Hogarth porte une attaque contre le jeu. Un coup
de foudre va frapper White's Club, club et maison de jeu de l'aristocratie.
A droite, sur un poteau, l'inscription Black, et devant le poteau
un groupe de gamins des rues, dont certains sont cireurs de chaussures
constituent un club rival à celui de l'aristocratie. Chacun
d'eux joue son rôle dans une parodie précise de leurs
aînés et supérieurs sociaux, de leurs parasites
et de leur conduite. Le premier gamin à gauche est un expert
des affaires du monde, qui lit le Farthing Fost et fume la pipe.
Le joueur de cartes, au centre, est un petit vendeur de journaux
qui s'intéresse, lui aussi, à la politique, car
un journal sur lequel on lit "Votez pour ce qui vous concerne,
les libertés" est fiché dans son chapeau. Son
adversaire triche, en se faisant signaler par un complice les
cartes de l'autre. Sans aucun doute le petit vendeur de journaux
était flatté d'avoir l'occasion de jouer avec un
aussi grand personnage portant perruque carrée, un prince
parmi les cireurs de chaussures. Un joueur de dés a gagné
tous les vêtements, sauf la culotte, d'un cireur de chaussures,
devant lequel se trouvent un petit pot et un verre à liqueur,
sens dessus dessous.
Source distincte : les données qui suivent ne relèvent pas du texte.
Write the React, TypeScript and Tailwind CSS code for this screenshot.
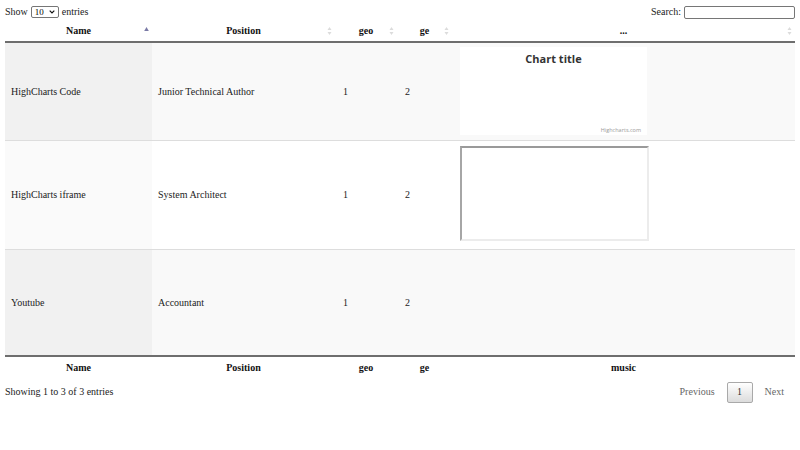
import React from "react";

const cols = "grid grid-cols-[147px_183px_62px_55px_343px]";

function SortBoth() {
  return (
    <svg width="5" height="9" viewBox="0 0 5 9" className="block">
      <path d="M2.5 0.5 L4.5 3.5 L0.5 3.5 Z" fill="#dcdcdc" />
      <path d="M2.5 8.5 L4.5 5.5 L0.5 5.5 Z" fill="#dcdcdc" />
    </svg>
  );
}

function SortAsc() {
  return (
    <svg width="5" height="9" viewBox="0 0 5 9" className="block">
      <path d="M2.5 0.5 L4.8 4.5 L0.2 4.5 Z" fill="#7a7aa6" />
    </svg>
  );
}

function HeadCell({ label, icon }: { label: string; icon: "asc" | "both" }) {
  return (
    <div className="relative flex items-center justify-center h-full font-bold text-[#111]">
      <span>{label}</span>
      <span className="absolute right-[3px] top-1/2 -translate-y-1/2">
        {icon === "asc" ? <SortAsc /> : <SortBoth />}
      </span>
    </div>
  );
}

function Row({
  name,
  pos,
  odd,
  h,
  music,
  top,
  mpt,
}: {
  name: string;
  pos: string;
  odd: boolean;
  h: string;
  music: React.ReactNode;
  top: boolean;
  mpt: string;
}) {
  const sorted = odd ? "bg-[#f1f1f1]" : "bg-[#fafafa]";
  const rest = odd ? "bg-[#f9f9f9]" : "bg-white";
  return (
    <div className={`${cols} ${h} ${top ? "border-t border-[#dddddd]" : ""}`}>
      <div className={`${sorted} flex items-center pl-[6px]`}>{name}</div>
      <div className={`${rest} flex items-center pl-[6px]`}>{pos}</div>
      <div className={`${rest} flex items-center pl-[8px]`}>1</div>
      <div className={`${rest} flex items-center pl-[8px]`}>2</div>
      <div className={`${rest} pl-[8px] ${mpt}`}>{music}</div>
    </div>
  );
}

function Chart() {
  return (
    <div className="w-[187px] h-[88px] bg-white relative font-['Open_Sans',sans-serif]">
      <div className="text-center pt-[3px] text-[11px] font-bold text-[#333] leading-[18px]">
        Chart title
      </div>
      <div className="absolute right-[6px] bottom-[1px] text-[5.5px] text-[#999] leading-[8px]">
        Highcharts.com
      </div>
    </div>
  );
}

function Frame() {
  return (
    <div className="w-[189px] h-[95px] bg-white border-2 border-t-[#9a9a9a] border-l-[#a6a6a6] border-b-[#ececec] border-r-[#ececec]" />
  );
}

export default function App() {
  return (
    <div className="w-[800px] h-[450px] bg-white px-[5px] pt-[5px] font-['Liberation_Serif',serif] text-[10px] text-[#222] leading-none">
      <div className="flex justify-between items-center h-[14px]">
        <div className="flex items-center gap-[3px]">
          <span>Show</span>
          <span className="flex items-center justify-between w-[28px] h-[12px] border border-[#767676] rounded-[2px] px-[3px] text-[9px] text-black">
            <span>10</span>
            <svg width="6" height="4" viewBox="0 0 6 4">
              <path d="M0.7 0.7 L3 3 L5.3 0.7" stroke="#111" strokeWidth="1.2" fill="none" />
            </svg>
          </span>
          <span>entries</span>
        </div>
        <div className="flex items-center gap-[3px]">
          <span>Search:</span>
          <span className="block w-[111px] h-[13px] border border-[#767676] rounded-[2px] bg-white" />
        </div>
      </div>

      <div className={`${cols} h-[23px] border-b-2 border-[#6e6e6e] mt-[1px]`}>
        <HeadCell label="Name" icon="asc" />
        <HeadCell label="Position" icon="both" />
        <HeadCell label="geo" icon="both" />
        <HeadCell label="ge" icon="both" />
        <HeadCell label="..." icon="both" />
      </div>

      <Row name="HighCharts Code" pos="Junior Technical Author" odd h="h-[97px]" top={false} mpt="pt-[4px]" music={<Chart />} />
      <Row name="HighCharts iframe" pos="System Architect" odd={false} h="h-[109px]" top mpt="pt-[5px]" music={<Frame />} />
      <Row name="Youtube" pos="Accountant" odd h="h-[106px]" top mpt="" music={null} />

      <div className={`${cols} h-[23px] border-t-2 border-[#6e6e6e]`}>
        <div className="flex items-center justify-center font-bold text-[#111]">Name</div>
        <div className="flex items-center justify-center font-bold text-[#111]">Position</div>
        <div className="flex items-center justify-center font-bold text-[#111]">geo</div>
        <div className="flex items-center justify-center font-bold text-[#111]">ge</div>
        <div className="flex items-center justify-center font-bold text-[#111]">music</div>
      </div>

      <div className="flex justify-between items-center h-[22px] mt-[3px]">
        <span>Showing 1 to 3 of 3 entries</span>
        <div className="flex items-center pr-[11px]">
          <span className="text-[#666] px-[12px]">Previous</span>
          <span className="flex items-center justify-center w-[26px] h-[21px] border border-[#a9a9a9] rounded-[2px] bg-gradient-to-b from-white to-[#dcdcdc] text-[#333]">
            1
          </span>
          <span className="text-[#666] pl-[12px]">Next</span>
        </div>
      </div>
    </div>
  );
}
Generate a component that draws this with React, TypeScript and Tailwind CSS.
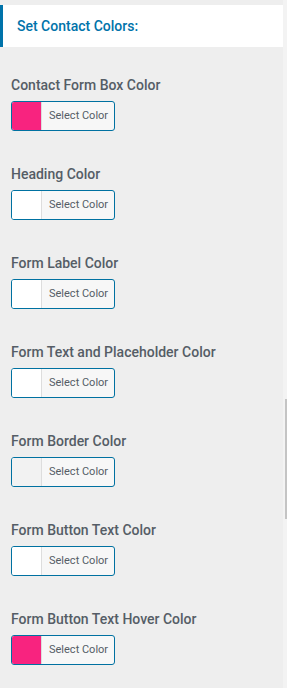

C'est là une école des roués
exclusivement masculine, et non pas une féminine Ecole
de la Médisance c'est pourquoi aucun des membres du Club
ne prête la moindre attention à la tribulation scandaleuse
du héros, à part celui qui lui fait les poches.
Le caractère humoristique de ce groupe tient à ce
que l'on peut y voir, mutatis mutandis, l'image exacte de ce qui
se passe à l'intérieur du White's.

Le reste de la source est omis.